== Excerpted records
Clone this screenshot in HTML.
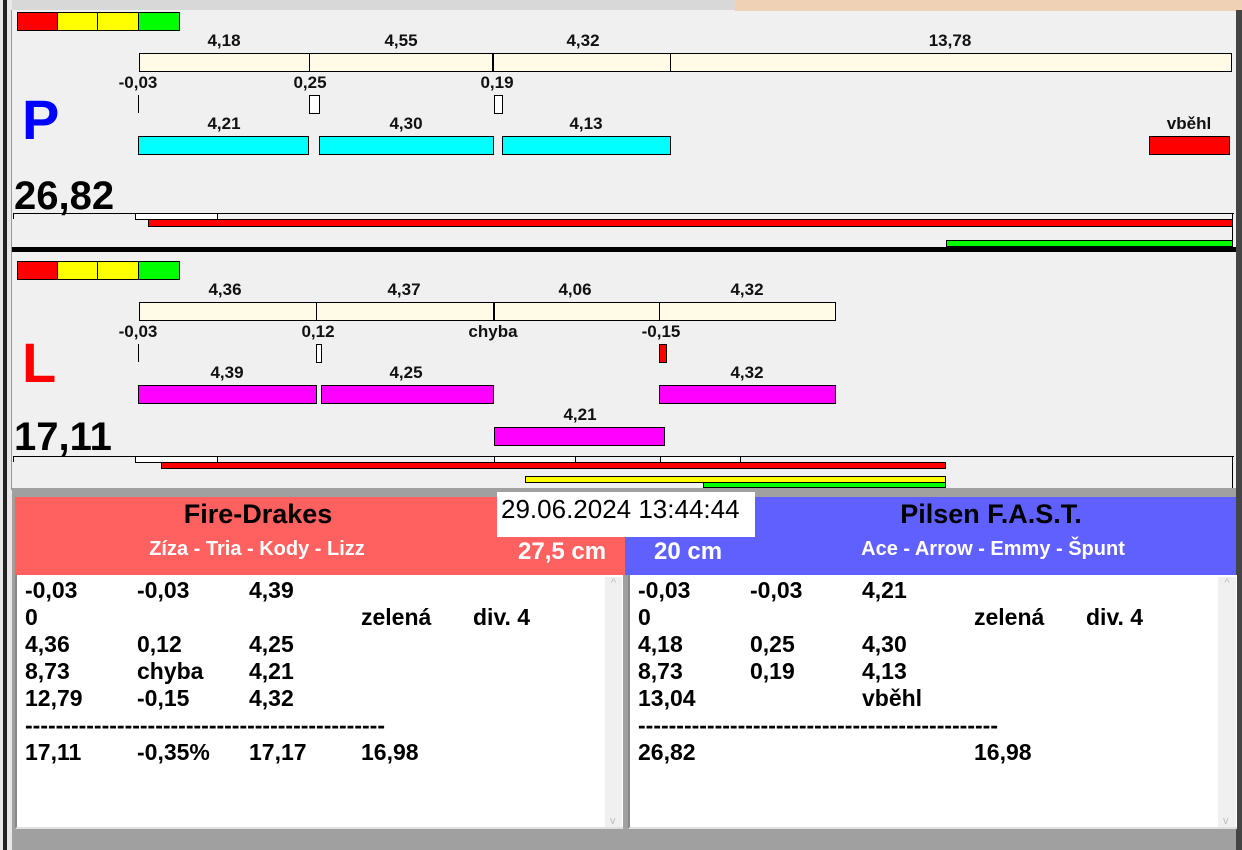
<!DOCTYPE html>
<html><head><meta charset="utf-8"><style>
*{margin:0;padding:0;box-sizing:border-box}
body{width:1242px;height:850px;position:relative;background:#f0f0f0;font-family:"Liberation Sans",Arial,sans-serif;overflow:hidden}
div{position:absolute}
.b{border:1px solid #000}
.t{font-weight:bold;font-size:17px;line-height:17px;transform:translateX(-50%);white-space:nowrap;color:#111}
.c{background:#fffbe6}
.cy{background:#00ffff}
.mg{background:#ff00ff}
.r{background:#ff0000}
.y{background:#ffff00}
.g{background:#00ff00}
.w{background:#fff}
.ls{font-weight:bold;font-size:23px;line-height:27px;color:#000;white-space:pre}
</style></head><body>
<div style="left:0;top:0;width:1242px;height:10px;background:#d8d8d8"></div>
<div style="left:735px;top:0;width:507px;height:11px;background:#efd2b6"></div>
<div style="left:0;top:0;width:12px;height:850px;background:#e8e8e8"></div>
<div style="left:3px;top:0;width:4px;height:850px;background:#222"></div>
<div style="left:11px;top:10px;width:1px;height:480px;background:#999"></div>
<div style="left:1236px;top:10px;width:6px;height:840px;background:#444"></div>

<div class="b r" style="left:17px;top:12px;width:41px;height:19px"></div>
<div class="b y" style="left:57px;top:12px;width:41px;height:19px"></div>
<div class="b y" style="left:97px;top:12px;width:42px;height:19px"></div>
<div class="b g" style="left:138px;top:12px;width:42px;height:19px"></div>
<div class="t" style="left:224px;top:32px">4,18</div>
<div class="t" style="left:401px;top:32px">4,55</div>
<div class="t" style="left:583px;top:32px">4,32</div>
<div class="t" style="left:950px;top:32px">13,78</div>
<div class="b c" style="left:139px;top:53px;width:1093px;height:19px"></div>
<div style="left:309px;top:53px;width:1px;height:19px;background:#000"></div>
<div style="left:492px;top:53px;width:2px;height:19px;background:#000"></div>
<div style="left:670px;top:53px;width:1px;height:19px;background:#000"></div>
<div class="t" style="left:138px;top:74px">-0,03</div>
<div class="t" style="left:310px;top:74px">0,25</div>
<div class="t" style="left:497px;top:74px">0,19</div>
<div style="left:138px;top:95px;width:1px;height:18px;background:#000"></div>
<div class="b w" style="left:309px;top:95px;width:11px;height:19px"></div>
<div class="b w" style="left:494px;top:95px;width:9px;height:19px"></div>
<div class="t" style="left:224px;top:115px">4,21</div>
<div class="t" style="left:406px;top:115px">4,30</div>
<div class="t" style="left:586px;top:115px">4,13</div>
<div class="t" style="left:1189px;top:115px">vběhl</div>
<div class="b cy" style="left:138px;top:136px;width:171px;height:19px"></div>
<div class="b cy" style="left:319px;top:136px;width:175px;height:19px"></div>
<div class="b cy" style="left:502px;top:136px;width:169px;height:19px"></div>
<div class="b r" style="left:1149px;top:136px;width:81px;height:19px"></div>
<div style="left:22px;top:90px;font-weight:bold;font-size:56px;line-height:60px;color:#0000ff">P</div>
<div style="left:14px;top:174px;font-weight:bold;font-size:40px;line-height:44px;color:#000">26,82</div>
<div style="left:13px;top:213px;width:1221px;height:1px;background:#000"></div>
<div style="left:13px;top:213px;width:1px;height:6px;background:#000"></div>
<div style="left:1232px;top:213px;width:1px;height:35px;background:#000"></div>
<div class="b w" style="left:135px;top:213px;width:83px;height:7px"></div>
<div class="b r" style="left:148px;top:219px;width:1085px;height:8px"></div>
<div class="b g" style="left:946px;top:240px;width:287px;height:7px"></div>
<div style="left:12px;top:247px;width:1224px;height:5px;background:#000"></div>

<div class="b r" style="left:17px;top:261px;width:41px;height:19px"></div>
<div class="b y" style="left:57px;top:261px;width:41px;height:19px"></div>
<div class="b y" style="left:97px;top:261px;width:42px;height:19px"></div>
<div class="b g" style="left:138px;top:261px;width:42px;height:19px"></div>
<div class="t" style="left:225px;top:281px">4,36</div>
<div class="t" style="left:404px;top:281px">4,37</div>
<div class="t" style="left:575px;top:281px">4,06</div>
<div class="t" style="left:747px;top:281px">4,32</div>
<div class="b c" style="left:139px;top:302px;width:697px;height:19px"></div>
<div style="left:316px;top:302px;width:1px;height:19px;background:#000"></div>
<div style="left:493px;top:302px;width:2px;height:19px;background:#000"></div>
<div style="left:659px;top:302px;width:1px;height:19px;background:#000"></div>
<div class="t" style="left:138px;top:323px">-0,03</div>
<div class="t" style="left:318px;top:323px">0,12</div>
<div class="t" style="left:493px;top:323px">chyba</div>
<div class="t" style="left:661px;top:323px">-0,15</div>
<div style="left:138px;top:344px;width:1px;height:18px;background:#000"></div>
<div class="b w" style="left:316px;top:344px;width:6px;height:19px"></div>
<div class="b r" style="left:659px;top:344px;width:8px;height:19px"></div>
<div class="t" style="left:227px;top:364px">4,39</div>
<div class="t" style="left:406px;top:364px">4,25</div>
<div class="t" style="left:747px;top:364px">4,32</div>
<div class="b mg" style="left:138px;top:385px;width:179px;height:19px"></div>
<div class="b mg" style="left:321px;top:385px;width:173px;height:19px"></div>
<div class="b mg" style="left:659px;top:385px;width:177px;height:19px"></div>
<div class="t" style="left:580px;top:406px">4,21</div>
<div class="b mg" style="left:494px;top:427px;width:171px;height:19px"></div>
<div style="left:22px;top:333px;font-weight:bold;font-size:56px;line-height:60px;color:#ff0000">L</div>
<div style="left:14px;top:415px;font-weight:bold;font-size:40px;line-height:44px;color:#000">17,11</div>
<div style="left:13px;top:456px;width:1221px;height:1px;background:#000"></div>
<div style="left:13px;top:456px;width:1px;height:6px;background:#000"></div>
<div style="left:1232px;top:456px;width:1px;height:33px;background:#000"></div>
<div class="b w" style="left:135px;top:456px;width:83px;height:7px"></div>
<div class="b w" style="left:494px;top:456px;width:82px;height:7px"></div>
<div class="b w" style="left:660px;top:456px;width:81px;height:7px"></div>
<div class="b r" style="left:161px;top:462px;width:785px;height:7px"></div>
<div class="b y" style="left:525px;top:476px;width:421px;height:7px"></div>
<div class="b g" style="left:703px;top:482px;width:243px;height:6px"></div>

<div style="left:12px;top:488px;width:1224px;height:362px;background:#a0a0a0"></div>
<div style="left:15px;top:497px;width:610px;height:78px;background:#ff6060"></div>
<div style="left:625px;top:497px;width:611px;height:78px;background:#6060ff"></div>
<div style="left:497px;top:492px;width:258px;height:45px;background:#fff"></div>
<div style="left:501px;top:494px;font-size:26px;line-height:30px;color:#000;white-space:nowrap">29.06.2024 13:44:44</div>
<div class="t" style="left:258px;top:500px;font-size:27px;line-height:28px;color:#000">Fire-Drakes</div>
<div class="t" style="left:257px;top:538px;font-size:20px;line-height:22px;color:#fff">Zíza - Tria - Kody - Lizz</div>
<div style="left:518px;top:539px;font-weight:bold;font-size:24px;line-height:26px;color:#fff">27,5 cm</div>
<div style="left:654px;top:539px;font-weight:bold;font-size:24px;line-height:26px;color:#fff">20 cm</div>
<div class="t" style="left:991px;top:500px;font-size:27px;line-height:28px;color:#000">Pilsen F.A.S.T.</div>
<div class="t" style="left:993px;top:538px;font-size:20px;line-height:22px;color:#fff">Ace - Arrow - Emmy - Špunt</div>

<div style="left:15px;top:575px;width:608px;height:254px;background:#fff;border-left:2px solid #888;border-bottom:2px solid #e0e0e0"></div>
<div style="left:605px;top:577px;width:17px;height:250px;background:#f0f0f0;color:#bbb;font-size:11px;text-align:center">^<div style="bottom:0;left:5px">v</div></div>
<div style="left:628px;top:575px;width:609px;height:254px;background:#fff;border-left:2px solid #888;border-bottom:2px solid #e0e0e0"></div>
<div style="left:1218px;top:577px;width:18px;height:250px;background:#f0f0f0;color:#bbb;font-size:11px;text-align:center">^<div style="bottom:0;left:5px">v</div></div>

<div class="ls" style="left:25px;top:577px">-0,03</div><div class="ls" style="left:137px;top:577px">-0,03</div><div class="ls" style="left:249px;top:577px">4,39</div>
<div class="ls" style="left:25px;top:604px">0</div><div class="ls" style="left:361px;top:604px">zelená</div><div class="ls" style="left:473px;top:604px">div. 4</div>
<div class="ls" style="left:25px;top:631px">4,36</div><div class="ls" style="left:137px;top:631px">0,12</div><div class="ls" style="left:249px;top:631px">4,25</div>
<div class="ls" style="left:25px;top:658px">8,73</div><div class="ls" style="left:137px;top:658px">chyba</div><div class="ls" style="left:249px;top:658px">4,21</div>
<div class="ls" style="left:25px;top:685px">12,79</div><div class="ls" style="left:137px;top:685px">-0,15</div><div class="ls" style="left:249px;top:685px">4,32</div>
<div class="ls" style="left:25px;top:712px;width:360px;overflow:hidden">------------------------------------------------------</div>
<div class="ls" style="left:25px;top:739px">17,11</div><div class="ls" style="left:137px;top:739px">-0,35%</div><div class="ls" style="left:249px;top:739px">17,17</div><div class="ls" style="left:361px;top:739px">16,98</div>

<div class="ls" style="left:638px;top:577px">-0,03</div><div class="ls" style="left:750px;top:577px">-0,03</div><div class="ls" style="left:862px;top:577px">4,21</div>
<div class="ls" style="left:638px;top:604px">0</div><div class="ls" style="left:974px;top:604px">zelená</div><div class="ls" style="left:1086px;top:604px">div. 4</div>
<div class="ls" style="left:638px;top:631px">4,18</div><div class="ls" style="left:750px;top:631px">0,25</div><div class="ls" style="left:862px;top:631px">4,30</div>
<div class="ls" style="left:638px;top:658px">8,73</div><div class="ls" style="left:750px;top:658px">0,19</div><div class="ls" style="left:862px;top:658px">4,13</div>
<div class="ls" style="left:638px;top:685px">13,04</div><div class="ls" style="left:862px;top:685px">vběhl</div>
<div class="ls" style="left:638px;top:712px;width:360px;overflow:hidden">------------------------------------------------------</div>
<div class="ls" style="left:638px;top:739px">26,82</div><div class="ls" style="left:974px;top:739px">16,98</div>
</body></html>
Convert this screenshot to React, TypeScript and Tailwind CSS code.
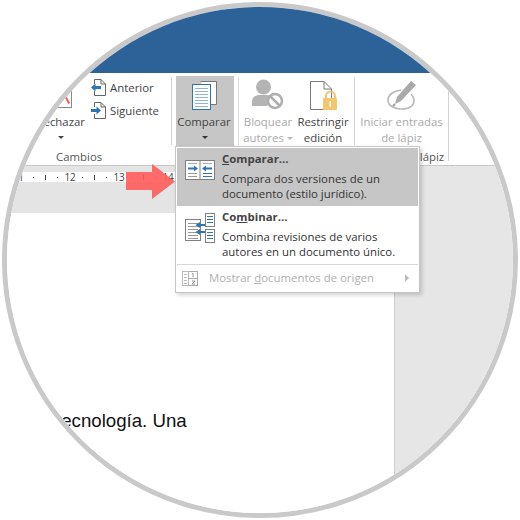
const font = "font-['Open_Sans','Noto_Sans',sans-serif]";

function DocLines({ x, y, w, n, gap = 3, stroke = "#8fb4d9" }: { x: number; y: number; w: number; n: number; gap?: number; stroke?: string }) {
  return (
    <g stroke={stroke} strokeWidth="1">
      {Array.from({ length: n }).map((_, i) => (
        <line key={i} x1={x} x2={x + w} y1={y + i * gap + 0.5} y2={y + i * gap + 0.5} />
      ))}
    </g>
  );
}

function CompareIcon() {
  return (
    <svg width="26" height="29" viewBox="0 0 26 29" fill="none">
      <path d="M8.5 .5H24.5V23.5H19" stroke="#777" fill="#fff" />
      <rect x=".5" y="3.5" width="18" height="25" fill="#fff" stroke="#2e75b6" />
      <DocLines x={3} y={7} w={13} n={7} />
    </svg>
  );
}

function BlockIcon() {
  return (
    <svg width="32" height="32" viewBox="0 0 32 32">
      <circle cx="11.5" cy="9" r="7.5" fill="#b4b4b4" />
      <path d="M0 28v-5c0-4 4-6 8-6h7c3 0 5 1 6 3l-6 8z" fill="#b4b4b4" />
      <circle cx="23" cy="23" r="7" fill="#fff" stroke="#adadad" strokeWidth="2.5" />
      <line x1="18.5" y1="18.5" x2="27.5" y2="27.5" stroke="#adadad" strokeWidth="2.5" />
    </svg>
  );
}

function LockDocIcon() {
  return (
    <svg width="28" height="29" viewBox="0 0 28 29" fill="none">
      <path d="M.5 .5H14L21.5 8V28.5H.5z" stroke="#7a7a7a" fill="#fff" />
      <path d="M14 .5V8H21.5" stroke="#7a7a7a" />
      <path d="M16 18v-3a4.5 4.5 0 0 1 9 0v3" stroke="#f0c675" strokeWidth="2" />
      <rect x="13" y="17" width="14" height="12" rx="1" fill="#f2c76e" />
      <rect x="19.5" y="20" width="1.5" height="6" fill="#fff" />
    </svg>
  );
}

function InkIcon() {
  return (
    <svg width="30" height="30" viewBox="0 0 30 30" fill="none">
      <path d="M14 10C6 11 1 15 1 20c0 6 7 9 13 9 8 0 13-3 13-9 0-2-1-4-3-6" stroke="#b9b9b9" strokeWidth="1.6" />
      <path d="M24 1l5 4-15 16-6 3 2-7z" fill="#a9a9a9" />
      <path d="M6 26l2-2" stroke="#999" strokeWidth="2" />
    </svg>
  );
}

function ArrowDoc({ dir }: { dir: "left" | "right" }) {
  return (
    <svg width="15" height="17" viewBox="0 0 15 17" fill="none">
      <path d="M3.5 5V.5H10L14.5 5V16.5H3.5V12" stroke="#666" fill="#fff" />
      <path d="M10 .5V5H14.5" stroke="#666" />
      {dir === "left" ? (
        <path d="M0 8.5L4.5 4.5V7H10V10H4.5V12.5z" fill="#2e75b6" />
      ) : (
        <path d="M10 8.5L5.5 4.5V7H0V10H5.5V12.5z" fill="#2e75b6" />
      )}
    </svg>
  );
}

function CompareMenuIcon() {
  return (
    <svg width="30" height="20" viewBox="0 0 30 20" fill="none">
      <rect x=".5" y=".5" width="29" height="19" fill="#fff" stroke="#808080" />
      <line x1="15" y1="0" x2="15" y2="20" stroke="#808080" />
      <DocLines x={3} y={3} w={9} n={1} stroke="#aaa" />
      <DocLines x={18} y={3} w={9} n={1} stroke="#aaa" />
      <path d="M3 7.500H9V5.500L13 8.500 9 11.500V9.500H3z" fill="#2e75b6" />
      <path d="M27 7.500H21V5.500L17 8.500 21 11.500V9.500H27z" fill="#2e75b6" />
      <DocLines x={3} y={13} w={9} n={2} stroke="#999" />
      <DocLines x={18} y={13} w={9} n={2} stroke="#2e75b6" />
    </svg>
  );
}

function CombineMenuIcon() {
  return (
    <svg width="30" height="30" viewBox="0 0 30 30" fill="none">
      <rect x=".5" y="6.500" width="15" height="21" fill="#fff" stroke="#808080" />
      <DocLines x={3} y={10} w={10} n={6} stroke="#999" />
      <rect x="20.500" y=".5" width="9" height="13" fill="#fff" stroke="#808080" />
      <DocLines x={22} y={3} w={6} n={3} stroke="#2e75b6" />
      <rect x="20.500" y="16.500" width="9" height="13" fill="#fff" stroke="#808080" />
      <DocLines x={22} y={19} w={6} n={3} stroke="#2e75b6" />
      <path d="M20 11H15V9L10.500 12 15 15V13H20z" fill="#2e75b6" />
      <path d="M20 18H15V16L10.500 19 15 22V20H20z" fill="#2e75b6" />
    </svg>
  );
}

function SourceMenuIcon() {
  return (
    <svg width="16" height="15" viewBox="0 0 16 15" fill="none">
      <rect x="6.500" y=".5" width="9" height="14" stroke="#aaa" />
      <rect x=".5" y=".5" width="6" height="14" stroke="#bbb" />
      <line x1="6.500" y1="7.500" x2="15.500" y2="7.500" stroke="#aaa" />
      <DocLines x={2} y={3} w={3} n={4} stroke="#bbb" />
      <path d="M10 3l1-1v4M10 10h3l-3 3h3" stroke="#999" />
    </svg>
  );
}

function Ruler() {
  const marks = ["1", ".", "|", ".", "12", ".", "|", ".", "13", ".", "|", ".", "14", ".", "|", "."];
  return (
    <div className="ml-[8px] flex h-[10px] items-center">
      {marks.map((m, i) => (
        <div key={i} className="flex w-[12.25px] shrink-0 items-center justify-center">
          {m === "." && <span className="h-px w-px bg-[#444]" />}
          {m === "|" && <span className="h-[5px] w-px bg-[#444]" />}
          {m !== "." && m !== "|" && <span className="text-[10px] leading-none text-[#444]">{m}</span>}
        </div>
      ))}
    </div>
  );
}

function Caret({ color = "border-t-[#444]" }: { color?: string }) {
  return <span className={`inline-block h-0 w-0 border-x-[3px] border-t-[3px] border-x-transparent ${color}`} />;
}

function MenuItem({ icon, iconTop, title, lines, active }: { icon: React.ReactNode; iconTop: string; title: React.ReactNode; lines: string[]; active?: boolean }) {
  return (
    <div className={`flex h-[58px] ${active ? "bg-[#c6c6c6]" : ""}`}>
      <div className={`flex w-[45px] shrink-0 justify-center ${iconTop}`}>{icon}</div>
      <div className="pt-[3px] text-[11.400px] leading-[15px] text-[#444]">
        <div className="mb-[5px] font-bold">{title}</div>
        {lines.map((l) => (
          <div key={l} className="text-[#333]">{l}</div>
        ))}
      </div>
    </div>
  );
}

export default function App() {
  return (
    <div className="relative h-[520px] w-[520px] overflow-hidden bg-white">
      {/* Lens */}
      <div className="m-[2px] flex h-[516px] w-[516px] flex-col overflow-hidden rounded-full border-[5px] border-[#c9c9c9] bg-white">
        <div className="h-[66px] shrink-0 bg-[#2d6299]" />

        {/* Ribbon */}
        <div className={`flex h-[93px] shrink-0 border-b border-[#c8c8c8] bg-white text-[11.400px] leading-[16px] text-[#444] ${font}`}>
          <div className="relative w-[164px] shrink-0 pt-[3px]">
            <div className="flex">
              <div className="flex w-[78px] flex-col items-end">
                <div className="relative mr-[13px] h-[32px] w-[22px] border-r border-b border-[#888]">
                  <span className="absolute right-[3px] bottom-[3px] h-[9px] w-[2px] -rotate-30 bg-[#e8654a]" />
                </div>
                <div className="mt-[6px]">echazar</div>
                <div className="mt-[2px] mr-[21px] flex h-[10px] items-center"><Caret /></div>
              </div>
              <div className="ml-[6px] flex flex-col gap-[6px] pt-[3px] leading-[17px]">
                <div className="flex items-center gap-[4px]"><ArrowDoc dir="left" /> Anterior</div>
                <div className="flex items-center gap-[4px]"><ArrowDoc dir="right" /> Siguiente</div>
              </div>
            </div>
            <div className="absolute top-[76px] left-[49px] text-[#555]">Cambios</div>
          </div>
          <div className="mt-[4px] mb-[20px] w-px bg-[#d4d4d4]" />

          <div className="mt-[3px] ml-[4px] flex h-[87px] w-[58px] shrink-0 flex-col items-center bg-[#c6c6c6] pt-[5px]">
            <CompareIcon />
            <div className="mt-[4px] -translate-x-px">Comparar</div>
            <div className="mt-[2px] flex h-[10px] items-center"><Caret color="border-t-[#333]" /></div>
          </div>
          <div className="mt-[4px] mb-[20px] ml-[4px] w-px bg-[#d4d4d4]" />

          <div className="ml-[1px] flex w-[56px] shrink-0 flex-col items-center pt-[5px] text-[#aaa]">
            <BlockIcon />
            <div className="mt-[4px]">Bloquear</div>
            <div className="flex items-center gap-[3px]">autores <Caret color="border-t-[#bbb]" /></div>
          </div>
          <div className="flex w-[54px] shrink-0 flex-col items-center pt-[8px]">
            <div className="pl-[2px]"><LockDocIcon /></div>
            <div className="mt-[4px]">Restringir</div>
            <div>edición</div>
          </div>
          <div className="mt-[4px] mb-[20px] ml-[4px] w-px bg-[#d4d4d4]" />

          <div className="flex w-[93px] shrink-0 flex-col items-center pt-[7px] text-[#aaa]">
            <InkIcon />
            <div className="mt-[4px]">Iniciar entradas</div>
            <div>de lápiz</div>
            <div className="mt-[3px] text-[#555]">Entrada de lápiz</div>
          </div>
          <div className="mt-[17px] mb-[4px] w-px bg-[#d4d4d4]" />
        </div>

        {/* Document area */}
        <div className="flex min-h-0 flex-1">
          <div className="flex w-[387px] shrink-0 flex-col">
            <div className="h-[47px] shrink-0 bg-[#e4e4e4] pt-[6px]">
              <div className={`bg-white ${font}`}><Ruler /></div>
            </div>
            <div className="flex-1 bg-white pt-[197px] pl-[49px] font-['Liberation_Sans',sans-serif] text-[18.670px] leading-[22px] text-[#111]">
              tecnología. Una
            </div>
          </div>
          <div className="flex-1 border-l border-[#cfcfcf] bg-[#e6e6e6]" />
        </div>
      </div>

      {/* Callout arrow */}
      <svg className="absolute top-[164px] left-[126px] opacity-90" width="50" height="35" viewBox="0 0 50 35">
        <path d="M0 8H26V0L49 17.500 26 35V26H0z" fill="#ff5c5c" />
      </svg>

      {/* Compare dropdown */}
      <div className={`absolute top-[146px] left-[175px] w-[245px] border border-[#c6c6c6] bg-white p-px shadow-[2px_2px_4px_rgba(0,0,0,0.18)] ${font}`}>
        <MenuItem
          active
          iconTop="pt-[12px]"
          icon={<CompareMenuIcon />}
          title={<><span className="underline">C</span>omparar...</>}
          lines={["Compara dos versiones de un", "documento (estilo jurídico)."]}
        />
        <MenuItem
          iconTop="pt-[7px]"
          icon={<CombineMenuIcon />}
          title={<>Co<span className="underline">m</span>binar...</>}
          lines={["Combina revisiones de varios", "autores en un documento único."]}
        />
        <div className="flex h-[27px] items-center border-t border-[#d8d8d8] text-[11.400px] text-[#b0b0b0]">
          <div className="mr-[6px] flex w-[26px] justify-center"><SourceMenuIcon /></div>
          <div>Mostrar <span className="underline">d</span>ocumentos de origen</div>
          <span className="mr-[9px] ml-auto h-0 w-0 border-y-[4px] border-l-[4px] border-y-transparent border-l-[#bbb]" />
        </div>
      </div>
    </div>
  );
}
====
_Goal_. Gather all lines where the word "screenshot" appears.

_Exercise answer_.
Clone this screenshot in HTML.
Convert this screenshot to React, TypeScript and Tailwind CSS code.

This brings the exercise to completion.